Colorectal cancer screening saves lives

  • Published
  • By Colonel (Dr.) David C. Hall
  • 81st Medical Group
If you're 50 years old or older, you may be due or overdue for a colorectal cancer (cancer of the colon or rectum) screening test. Getting a screening test could save your life.

Colorectal cancer almost always develops from precancerous polyps (abnormal growths) in the colon or rectum. Screening tests are available which allow detection of precancerous polyps so they can be removed before they develop into cancer. Colorectal screening tests also can detect cancer early which increases the chances of successful treatment and decreases the risks of dying from the cancer.

According to the Centers for Disease Control and Prevention (CDC), among cancers that affect both men and women, colorectal cancer is the second leading cause of cancer deaths in the United States. Every year, more than 140,000 Americans are diagnosed with colorectal cancer, and more than 50,000 people will die from it.

The risk of getting colorectal cancer increases with age. More than 90% of colorectal cancer cases occur in people who are age 50 years of age or older, but many people are not being screened as recommended by national guidelines. If everyone age 50 years old or older were screened regularly, as many as 60% of deaths from this cancer could be avoided.

Colorectal cancer screening saves lives. The U.S. Preventive Services Task Force (USPSTF) recommends adults age 50 to 75 years screen using one of the following screening methods:

· Screening colonoscopy every 10 years. A colonoscopy is considered the "gold standard" screening test for colorectal cancer and allows a physician to see the lining of the rectum and the entire colon. This procedure detects most small polyps and almost all large polyps and cancers.

· Sigmoidoscopy every 5 years, with high-sensitivity fecal occult blood testing every 3 years. A sigmoidoscopy allows a physician to directly view the lining of the rectum and lower part of the colon. This procedure can identify polyps and cancers in the lower part of the colon and rectum with a high degree of accuracy.

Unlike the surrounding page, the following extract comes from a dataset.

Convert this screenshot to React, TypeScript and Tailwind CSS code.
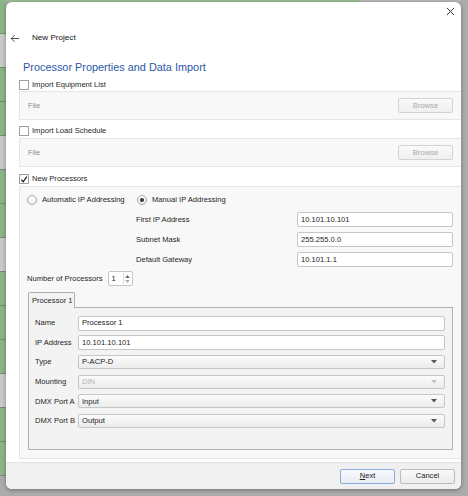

· Annual screening with high-sensitivity fecal occult blood testing.

There are individuals younger than age 50 who may be at higher risk of developing colorectal cancer because they have inflammatory bowel disease, a personal or family history of colorectal polyps or colorectal cancer, or genetic syndromes like familial adenomatous polyposis or hereditary non-polyposis colorectal cancer (also known as Lynch syndrome).

If you are 50 years or older or younger than 50 years old but think you may be at higher than average risk for colorectal cancer, make an appointment to speak with your healthcare provider about getting screened. For eligible beneficiaries, the Keesler Medical Center team is standing by ready to assist you with your colorectal cancer screening needs.